• **CHALLENGE**: State only the number of lines that contain the string "components".

-- Start of MATERIAL --

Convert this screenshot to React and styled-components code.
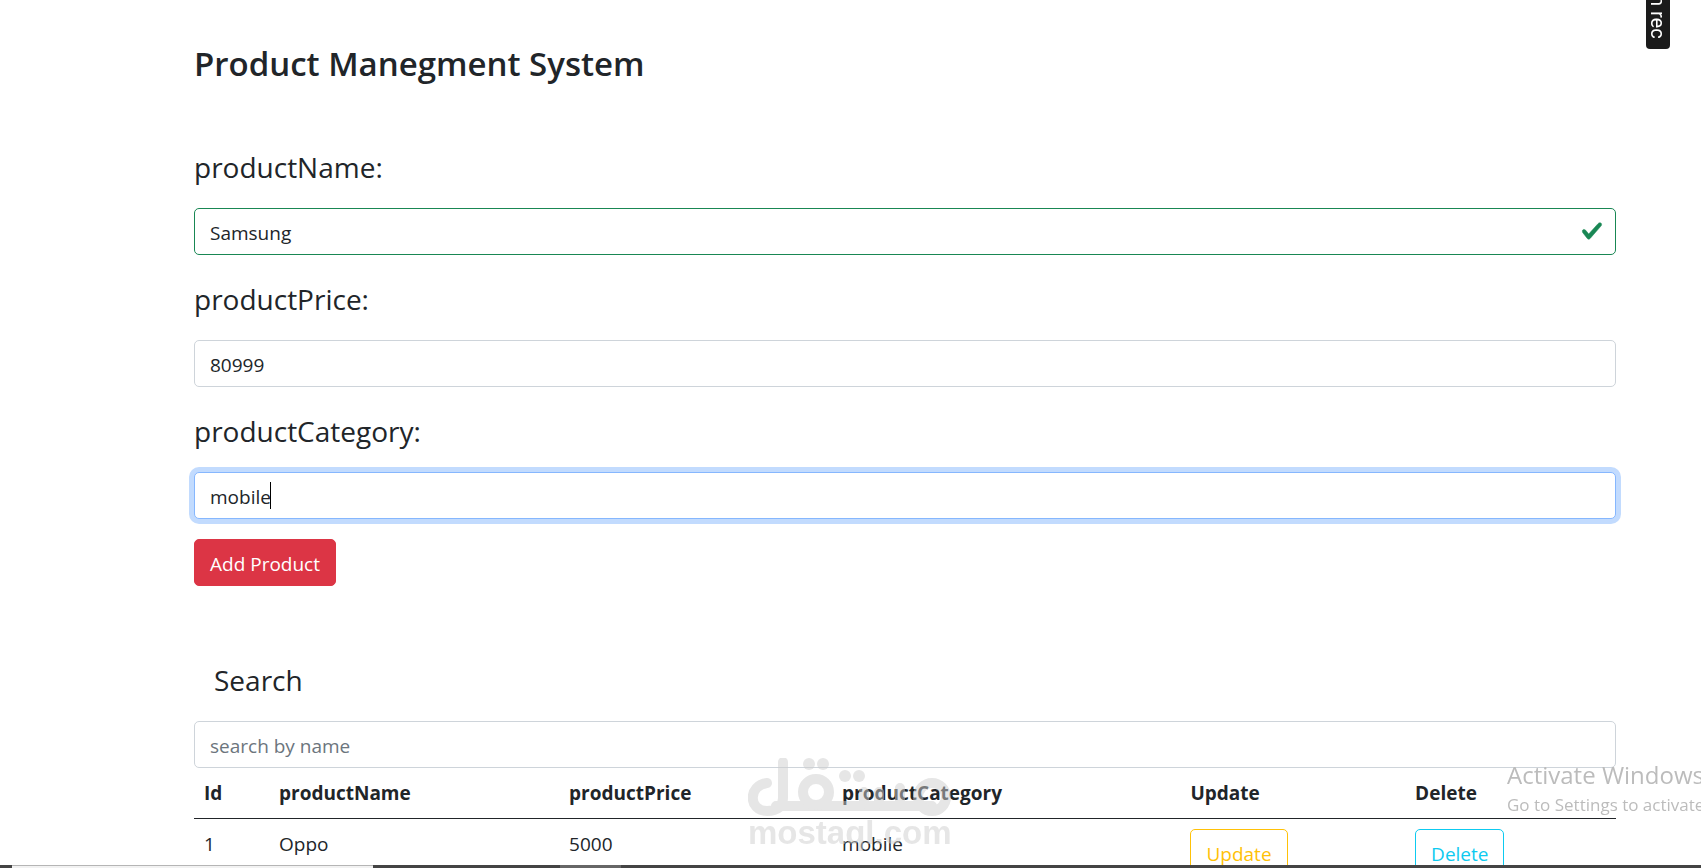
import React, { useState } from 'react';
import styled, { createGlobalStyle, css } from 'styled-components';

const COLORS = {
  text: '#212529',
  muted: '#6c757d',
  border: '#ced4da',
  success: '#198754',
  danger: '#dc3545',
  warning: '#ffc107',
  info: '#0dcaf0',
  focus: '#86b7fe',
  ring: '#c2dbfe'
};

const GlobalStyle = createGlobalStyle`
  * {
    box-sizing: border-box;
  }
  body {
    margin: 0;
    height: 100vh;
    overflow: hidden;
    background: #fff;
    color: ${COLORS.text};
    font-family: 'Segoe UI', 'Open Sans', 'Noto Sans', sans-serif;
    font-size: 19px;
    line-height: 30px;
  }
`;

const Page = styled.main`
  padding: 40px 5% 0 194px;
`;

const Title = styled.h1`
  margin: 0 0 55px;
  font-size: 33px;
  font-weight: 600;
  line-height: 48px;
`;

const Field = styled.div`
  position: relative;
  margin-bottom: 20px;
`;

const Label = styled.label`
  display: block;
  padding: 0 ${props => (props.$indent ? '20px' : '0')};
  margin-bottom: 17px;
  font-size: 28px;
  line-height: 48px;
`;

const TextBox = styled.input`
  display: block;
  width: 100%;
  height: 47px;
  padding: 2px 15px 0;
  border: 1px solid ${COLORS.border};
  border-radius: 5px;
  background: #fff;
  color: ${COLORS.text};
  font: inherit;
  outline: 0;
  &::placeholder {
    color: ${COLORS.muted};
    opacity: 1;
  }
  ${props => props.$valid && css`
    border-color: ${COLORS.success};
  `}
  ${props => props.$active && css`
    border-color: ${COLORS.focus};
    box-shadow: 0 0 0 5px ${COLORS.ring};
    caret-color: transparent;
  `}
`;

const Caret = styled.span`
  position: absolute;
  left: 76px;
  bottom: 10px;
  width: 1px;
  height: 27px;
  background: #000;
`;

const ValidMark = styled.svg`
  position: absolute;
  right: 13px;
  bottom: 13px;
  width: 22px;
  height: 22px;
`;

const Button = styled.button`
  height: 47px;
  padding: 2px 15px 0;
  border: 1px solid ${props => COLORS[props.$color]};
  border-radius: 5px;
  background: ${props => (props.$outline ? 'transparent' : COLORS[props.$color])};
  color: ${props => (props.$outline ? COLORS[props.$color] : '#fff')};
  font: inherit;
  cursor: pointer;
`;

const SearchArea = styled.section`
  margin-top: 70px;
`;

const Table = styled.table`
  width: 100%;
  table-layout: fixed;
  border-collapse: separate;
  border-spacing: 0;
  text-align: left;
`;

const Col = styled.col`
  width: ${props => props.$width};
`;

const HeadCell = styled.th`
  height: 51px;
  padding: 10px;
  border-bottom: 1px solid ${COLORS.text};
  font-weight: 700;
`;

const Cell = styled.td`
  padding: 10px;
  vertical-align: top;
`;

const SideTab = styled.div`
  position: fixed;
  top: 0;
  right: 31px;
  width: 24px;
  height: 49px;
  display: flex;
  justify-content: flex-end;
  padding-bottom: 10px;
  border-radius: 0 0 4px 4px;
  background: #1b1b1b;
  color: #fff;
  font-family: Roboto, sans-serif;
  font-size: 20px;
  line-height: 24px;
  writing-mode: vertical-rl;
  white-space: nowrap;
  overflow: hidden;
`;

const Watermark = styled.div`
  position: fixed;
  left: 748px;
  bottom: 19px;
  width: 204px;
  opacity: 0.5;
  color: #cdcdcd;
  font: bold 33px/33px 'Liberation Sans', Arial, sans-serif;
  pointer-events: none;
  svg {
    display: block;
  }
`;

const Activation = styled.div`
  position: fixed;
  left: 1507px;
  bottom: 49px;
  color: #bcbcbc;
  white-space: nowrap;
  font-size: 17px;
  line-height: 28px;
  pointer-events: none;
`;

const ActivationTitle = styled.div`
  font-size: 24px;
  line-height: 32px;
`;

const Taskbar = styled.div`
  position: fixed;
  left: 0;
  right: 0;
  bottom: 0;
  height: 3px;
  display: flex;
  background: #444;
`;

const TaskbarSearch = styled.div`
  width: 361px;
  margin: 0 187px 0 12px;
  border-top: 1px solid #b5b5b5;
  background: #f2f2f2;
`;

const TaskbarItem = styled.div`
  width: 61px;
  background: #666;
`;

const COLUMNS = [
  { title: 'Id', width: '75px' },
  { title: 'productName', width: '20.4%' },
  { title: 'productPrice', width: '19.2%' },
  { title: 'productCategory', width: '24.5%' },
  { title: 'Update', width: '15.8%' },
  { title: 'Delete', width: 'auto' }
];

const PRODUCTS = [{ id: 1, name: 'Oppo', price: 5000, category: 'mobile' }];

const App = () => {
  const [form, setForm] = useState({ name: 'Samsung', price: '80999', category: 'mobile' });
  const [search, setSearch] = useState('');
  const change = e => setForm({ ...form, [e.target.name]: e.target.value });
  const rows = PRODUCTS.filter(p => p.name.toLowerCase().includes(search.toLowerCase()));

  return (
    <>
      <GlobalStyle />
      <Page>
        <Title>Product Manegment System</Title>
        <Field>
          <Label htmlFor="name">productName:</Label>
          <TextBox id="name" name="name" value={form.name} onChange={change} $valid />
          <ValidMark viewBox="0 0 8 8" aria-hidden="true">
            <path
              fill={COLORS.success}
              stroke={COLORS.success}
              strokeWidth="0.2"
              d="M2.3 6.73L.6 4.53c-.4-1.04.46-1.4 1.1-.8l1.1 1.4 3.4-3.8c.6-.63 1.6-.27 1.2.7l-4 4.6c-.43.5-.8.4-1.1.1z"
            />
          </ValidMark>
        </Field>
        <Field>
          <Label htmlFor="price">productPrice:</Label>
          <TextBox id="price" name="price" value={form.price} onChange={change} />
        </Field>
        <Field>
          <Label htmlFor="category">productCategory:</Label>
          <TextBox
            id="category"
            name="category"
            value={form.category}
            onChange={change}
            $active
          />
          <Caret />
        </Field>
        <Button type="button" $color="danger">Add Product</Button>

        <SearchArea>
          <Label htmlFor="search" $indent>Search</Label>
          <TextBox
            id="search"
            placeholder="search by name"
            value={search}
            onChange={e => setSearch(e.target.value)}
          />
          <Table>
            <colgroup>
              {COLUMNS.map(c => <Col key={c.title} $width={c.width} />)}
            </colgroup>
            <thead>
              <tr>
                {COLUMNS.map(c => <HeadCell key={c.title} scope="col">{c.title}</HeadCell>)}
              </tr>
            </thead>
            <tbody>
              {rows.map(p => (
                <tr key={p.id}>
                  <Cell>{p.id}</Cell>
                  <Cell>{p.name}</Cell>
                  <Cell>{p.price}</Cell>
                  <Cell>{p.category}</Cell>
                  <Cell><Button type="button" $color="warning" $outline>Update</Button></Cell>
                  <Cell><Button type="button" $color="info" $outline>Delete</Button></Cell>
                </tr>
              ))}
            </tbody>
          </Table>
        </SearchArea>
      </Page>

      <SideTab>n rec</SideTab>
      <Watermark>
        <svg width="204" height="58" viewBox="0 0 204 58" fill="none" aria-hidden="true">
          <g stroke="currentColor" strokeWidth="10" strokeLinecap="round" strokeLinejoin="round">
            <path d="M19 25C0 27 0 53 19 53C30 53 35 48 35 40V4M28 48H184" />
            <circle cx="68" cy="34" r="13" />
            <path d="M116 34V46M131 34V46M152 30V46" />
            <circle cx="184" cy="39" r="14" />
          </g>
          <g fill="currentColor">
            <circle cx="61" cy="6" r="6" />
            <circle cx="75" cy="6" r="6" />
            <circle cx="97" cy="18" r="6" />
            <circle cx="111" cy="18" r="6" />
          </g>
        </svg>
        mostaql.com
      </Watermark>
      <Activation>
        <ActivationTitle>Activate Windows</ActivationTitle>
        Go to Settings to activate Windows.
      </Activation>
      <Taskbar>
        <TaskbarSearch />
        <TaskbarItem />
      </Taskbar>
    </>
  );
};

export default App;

-- End of MATERIAL --

• **SOLUTION TO THE EXERCISE**: 2